■ **CHALLENGE**
Repeat the listing exactly as given, omitting every image.

■ **MATERIAL PROVIDED**

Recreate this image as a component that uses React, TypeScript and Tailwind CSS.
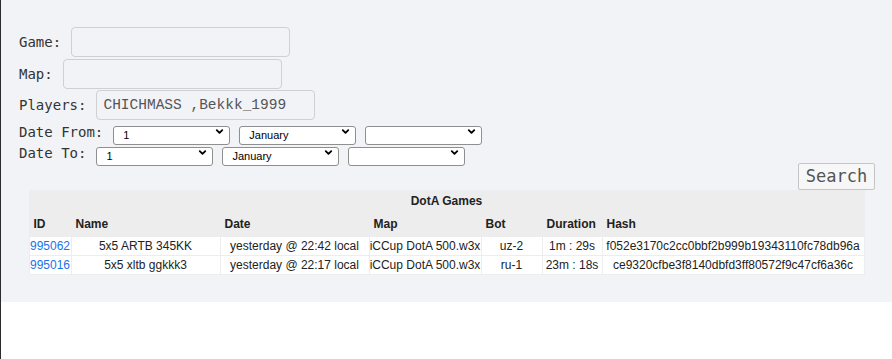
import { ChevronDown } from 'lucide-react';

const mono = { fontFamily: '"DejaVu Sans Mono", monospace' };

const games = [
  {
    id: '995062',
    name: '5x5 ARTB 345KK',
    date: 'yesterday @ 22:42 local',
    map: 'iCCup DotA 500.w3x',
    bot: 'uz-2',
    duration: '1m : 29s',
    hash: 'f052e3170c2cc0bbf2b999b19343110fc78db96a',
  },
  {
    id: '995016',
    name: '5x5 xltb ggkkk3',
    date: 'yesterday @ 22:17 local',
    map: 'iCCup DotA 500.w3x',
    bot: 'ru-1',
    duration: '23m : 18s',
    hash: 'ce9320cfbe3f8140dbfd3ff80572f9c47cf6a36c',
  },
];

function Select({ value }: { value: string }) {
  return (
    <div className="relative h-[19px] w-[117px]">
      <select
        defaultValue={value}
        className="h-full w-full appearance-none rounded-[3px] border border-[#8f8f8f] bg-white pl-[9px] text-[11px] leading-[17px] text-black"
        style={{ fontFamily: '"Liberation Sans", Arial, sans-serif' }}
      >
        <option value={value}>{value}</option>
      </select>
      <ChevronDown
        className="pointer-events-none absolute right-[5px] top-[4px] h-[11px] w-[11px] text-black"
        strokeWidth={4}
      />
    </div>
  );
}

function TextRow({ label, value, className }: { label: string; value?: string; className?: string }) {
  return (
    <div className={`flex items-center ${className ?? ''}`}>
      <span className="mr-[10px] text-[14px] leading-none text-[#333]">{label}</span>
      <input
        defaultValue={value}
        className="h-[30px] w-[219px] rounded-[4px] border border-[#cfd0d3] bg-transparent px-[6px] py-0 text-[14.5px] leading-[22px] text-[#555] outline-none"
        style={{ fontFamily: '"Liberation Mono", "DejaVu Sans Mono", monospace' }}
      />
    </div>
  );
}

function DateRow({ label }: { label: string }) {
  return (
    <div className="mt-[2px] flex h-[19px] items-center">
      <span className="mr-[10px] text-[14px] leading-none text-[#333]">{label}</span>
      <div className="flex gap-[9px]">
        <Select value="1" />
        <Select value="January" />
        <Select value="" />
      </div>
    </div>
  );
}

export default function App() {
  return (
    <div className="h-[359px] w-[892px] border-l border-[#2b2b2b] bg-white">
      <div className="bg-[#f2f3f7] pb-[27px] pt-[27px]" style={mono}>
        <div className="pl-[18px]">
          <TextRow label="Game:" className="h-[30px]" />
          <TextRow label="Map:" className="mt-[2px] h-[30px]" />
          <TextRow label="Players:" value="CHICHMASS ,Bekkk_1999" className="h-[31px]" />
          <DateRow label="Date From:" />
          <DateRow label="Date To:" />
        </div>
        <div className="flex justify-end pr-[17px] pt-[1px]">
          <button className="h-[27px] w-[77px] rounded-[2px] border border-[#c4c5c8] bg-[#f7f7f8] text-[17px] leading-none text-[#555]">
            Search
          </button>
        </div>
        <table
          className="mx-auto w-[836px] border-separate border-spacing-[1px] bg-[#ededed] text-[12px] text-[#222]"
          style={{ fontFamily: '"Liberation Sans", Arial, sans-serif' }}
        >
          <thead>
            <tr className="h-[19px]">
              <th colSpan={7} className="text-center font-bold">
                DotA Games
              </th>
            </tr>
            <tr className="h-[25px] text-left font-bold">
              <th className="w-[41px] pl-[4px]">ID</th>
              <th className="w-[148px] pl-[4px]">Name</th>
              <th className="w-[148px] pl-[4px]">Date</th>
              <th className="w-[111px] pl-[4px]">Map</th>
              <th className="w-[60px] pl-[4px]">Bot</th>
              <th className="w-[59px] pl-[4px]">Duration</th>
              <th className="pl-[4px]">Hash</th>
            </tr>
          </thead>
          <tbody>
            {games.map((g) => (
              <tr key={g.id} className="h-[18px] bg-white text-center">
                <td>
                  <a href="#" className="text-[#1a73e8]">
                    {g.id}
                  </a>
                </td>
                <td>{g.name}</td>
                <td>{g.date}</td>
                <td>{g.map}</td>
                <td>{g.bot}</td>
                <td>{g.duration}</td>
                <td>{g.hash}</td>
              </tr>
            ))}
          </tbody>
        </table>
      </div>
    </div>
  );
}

■ **EXPECTED ANSWER**
Recreate this image as a component that uses React, TypeScript and Tailwind CSS.
import { ChevronDown } from 'lucide-react';

const mono = { fontFamily: '"DejaVu Sans Mono", monospace' };

const games = [
  {
    id: '995062',
    name: '5x5 ARTB 345KK',
    date: 'yesterday @ 22:42 local',
    map: 'iCCup DotA 500.w3x',
    bot: 'uz-2',
    duration: '1m : 29s',
    hash: 'f052e3170c2cc0bbf2b999b19343110fc78db96a',
  },
  {
    id: '995016',
    name: '5x5 xltb ggkkk3',
    date: 'yesterday @ 22:17 local',
    map: 'iCCup DotA 500.w3x',
    bot: 'ru-1',
    duration: '23m : 18s',
    hash: 'ce9320cfbe3f8140dbfd3ff80572f9c47cf6a36c',
  },
];

function Select({ value }: { value: string }) {
  return (
    <div className="relative h-[19px] w-[117px]">
      <select
        defaultValue={value}
        className="h-full w-full appearance-none rounded-[3px] border border-[#8f8f8f] bg-white pl-[9px] text-[11px] leading-[17px] text-black"
        style={{ fontFamily: '"Liberation Sans", Arial, sans-serif' }}
      >
        <option value={value}>{value}</option>
      </select>
      <ChevronDown
        className="pointer-events-none absolute right-[5px] top-[4px] h-[11px] w-[11px] text-black"
        strokeWidth={4}
      />
    </div>
  );
}

function TextRow({ label, value, className }: { label: string; value?: string; className?: string }) {
  return (
    <div className={`flex items-center ${className ?? ''}`}>
      <span className="mr-[10px] text-[14px] leading-none text-[#333]">{label}</span>
      <input
        defaultValue={value}
        className="h-[30px] w-[219px] rounded-[4px] border border-[#cfd0d3] bg-transparent px-[6px] py-0 text-[14.5px] leading-[22px] text-[#555] outline-none"
        style={{ fontFamily: '"Liberation Mono", "DejaVu Sans Mono", monospace' }}
      />
    </div>
  );
}

function DateRow({ label }: { label: string }) {
  return (
    <div className="mt-[2px] flex h-[19px] items-center">
      <span className="mr-[10px] text-[14px] leading-none text-[#333]">{label}</span>
      <div className="flex gap-[9px]">
        <Select value="1" />
        <Select value="January" />
        <Select value="" />
      </div>
    </div>
  );
}

export default function App() {
  return (
    <div className="h-[359px] w-[892px] border-l border-[#2b2b2b] bg-white">
      <div className="bg-[#f2f3f7] pb-[27px] pt-[27px]" style={mono}>
        <div className="pl-[18px]">
          <TextRow label="Game:" className="h-[30px]" />
          <TextRow label="Map:" className="mt-[2px] h-[30px]" />
          <TextRow label="Players:" value="CHICHMASS ,Bekkk_1999" className="h-[31px]" />
          <DateRow label="Date From:" />
          <DateRow label="Date To:" />
        </div>
        <div className="flex justify-end pr-[17px] pt-[1px]">
          <button className="h-[27px] w-[77px] rounded-[2px] border border-[#c4c5c8] bg-[#f7f7f8] text-[17px] leading-none text-[#555]">
            Search
          </button>
        </div>
        <table
          className="mx-auto w-[836px] border-separate border-spacing-[1px] bg-[#ededed] text-[12px] text-[#222]"
          style={{ fontFamily: '"Liberation Sans", Arial, sans-serif' }}
        >
          <thead>
            <tr className="h-[19px]">
              <th colSpan={7} className="text-center font-bold">
                DotA Games
              </th>
            </tr>
            <tr className="h-[25px] text-left font-bold">
              <th className="w-[41px] pl-[4px]">ID</th>
              <th className="w-[148px] pl-[4px]">Name</th>
              <th className="w-[148px] pl-[4px]">Date</th>
              <th className="w-[111px] pl-[4px]">Map</th>
              <th className="w-[60px] pl-[4px]">Bot</th>
              <th className="w-[59px] pl-[4px]">Duration</th>
              <th className="pl-[4px]">Hash</th>
            </tr>
          </thead>
          <tbody>
            {games.map((g) => (
              <tr key={g.id} className="h-[18px] bg-white text-center">
                <td>
                  <a href="#" className="text-[#1a73e8]">
                    {g.id}
                  </a>
                </td>
                <td>{g.name}</td>
                <td>{g.date}</td>
                <td>{g.map}</td>
                <td>{g.bot}</td>
                <td>{g.duration}</td>
                <td>{g.hash}</td>
              </tr>
            ))}
          </tbody>
        </table>
      </div>
    </div>
  );
}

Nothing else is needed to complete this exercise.